WPF is dead. Long live WPF!

Some months ago I read in a blog post that Silverlight ate WPF from the inside. I had a good laugh and thought it was the most foolish thing I’ve read in a while. I even posted a comment that (thankfully) never got published. Having worked extensively with both WPF and Silverlight I thought the two things were not even remotely comparable. While WPF provided great power, Silverlight was full of limitations and getting any real work done was frustrating and painful.

Turns out I was wrong. Completely wrong! This week I attended TechDays (the small version of MIX that Microsoft does in European countries) and while nobody says it explicitly, the strategy at Redmond seems pretty clear. Silverlight is progressing at an impressive pace and WPF is not getting many exciting improvements. The gap is still there (still large to say the truth), but seeing SL reach and eat WPF is not that difficult. I think MS is pushing in that direction with all their forces.

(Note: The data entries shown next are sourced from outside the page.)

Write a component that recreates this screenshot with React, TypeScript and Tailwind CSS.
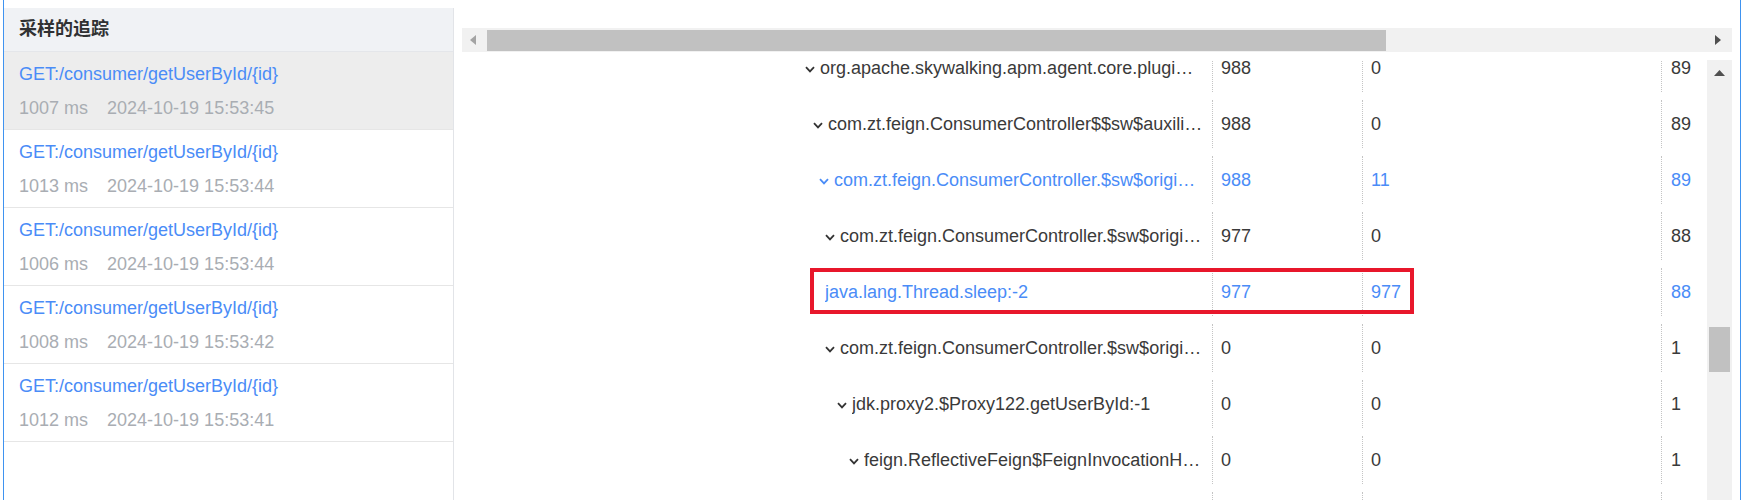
import React from "react";

const traces = [
  { ms: "1007 ms", t: "2024-10-19 15:53:45", sel: true },
  { ms: "1013 ms", t: "2024-10-19 15:53:44" },
  { ms: "1006 ms", t: "2024-10-19 15:53:44" },
  { ms: "1008 ms", t: "2024-10-19 15:53:42" },
  { ms: "1012 ms", t: "2024-10-19 15:53:41" },
];

type Row = {
  name: string;
  pl: number;
  leaf?: boolean;
  blue?: boolean;
  a: string;
  b: string;
  c: string;
  boxed?: boolean;
};

const rows: Row[] = [
  { name: "org.apache.skywalking.apm.agent.core.plugin.interceptor.enhance.InstMethodsInter.intercept:86", pl: 343, a: "988", b: "0", c: "89" },
  { name: "com.zt.feign.ConsumerController$$sw$auxiliary$k2jd7a1.call:-1", pl: 351, a: "988", b: "0", c: "89" },
  { name: "com.zt.feign.ConsumerController.$sw$original$getUserById$8s7d0f2:28", pl: 357, blue: true, a: "988", b: "11", c: "89" },
  { name: "com.zt.feign.ConsumerController.$sw$original$getUserById$8s7d0f2:27", pl: 363, a: "977", b: "0", c: "88" },
  { name: "java.lang.Thread.sleep:-2", pl: 363, leaf: true, blue: true, a: "977", b: "977", c: "88", boxed: true },
  { name: "com.zt.feign.ConsumerController.$sw$original$getUserById$8s7d0f2:30", pl: 363, a: "0", b: "0", c: "1" },
  { name: "jdk.proxy2.$Proxy122.getUserById:-1", pl: 375, a: "0", b: "0", c: "1" },
  { name: "feign.ReflectiveFeign$FeignInvocationHandler.invoke:99", pl: 387, a: "0", b: "0", c: "1" },
  { name: "feign.SynchronousMethodHandler.invoke:89", pl: 399, a: "0", b: "0", c: "1" },
];

function Chevron({ blue }: { blue?: boolean }) {
  return (
    <svg width="10" height="7" viewBox="0 0 10 7" className="mr-[5px] mt-[3px] shrink-0">
      <polyline
        points="1,1.2 5,5.4 9,1.2"
        fill="none"
        stroke={blue ? "#4a8cf7" : "#333"}
        strokeWidth="1.8"
      />
    </svg>
  );
}

export default function App() {
  return (
    <div
      className="w-[1748px] h-[500px] bg-white overflow-hidden pl-[3px]"
      style={{ fontFamily: '"Liberation Sans", Arial, "Noto Sans CJK SC", sans-serif' }}
    >
      <div className="w-[1738px] h-full border-x border-[#3f93f0] flex">
        {/* left panel */}
        <div className="w-[450px] shrink-0 pt-[8px] h-full">
          <div className="h-full border-r border-[#e2e4e8] flex flex-col">
            <div className="h-[44px] bg-[#f0f2f5] border-b border-[#e4e6ea] flex items-center pl-[15px] text-[18px] font-bold text-[#303133]">
              采样的追踪
            </div>
            {traces.map((tr, i) => (
              <div
                key={i}
                className={`h-[78px] border-b border-[#e6e6e6] pl-[15px] flex flex-col ${tr.sel ? "bg-[#ededed]" : "bg-white"}`}
              >
                <div className="text-[18px] text-[#4a8cf7] leading-[20px] mt-[12px]">GET:/consumer/getUserById/{"{id}"}</div>
                <div className="text-[18px] text-[#a9adb3] leading-[20px] mt-[14px] flex">
                  <span>{tr.ms}</span>
                  <span className="ml-[19px]">{tr.t}</span>
                </div>
              </div>
            ))}
          </div>
        </div>

        {/* right panel */}
        <div className="ml-[8px] w-[1270px] shrink-0 pt-[28px] flex flex-col h-full">
          {/* horizontal scrollbar */}
          <div className="h-[24px] bg-[#f1f1f1] flex items-stretch">
            <div className="w-[25px] flex items-center justify-center">
              <svg width="7" height="10" viewBox="0 0 7 10" className="ml-[-2px]">
                <polygon points="6,0 6,10 0,5" fill="#a3a3a3" />
              </svg>
            </div>
            <div className="w-[899px] mt-[2px] mb-[1px] bg-[#c1c1c1]" />
            <div className="flex-1" />
            <div className="w-[25px] flex items-center justify-center">
              <svg width="7" height="10" viewBox="0 0 7 10" className="ml-[-2px]">
                <polygon points="0,0 0,10 6,5" fill="#505050" />
              </svg>
            </div>
          </div>

          {/* body */}
          <div className="mt-[8px] flex-1 flex overflow-hidden">
            <div className="w-[1245px] shrink-0 overflow-hidden">
              <div className="mt-[-20px]">
                {rows.map((r, i) => {
                  const color = r.blue ? "text-[#4a8cf7]" : "text-[#3a3a3a]";
                  return (
                    <div key={i} className={`relative h-[56px] flex items-center text-[18px] ${color}`}>
                      <div className="w-[750px] shrink-0 flex items-center pr-[9px]" style={{ paddingLeft: r.pl }}>
                        {!r.leaf && <Chevron blue={r.blue} />}
                        <span className="truncate">{r.name}</span>
                      </div>
                      <div className="w-[150px] shrink-0 h-[48px] border-l border-dotted border-[#c4c4c4] pl-[8px] flex items-center">
                        {r.a}
                      </div>
                      <div className="w-[299px] shrink-0 h-[48px] border-l border-dotted border-[#c4c4c4] pl-[8px] flex items-center">
                        {r.b}
                      </div>
                      <div className="w-[46px] shrink-0 h-[48px] border-l border-dotted border-[#c4c4c4] pl-[9px] flex items-center">
                        {r.c}
                      </div>
                      {r.boxed && (
                        <div className="absolute left-[348px] top-[4px] w-[604px] h-[46px] border-[4px] border-[#e8172b]" />
                      )}
                    </div>
                  );
                })}
              </div>
            </div>
            {/* vertical scrollbar */}
            <div className="w-[25px] shrink-0 bg-[#f1f1f1] flex flex-col items-center">
              <svg width="11" height="7" viewBox="0 0 11 7" className="mt-[10px]">
                <polygon points="0,6 11,6 5.5,0" fill="#505050" />
              </svg>
              <div className="w-[21px] h-[45px] bg-[#c1c1c1] mt-[250px]" />
            </div>
          </div>
        </div>
      </div>
    </div>
  );
}
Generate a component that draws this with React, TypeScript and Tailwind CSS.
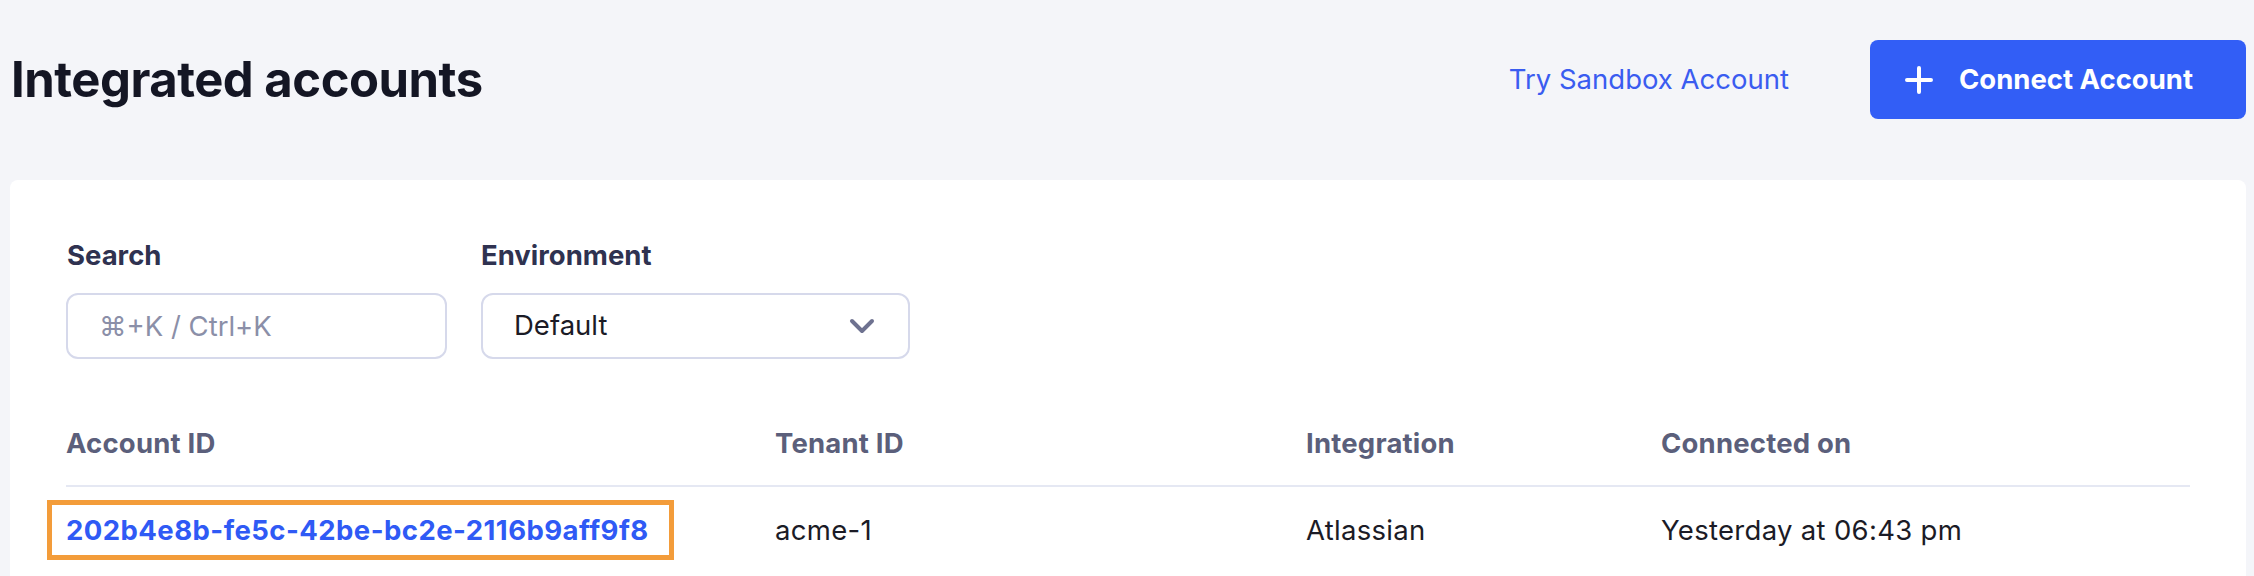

Out of the browser was almost a gimmick in SL3, but with SL4 they revealed their cards: they added so many features (even COM support when running in Windows) that it’s now doable to build a desktop application entirely based on SL. You can even deploy it directly on the desktop without any browser interaction.

I’m pretty sure it will only take a few of years for Silverlight to be the Windows UI library, with the big bonus of true multiplatform, small runtime and web deployment with a single codebase. WPF won’t loose anything as it will just be part of Silverlight.

This is the future I think. Unless I’m completely wrong again.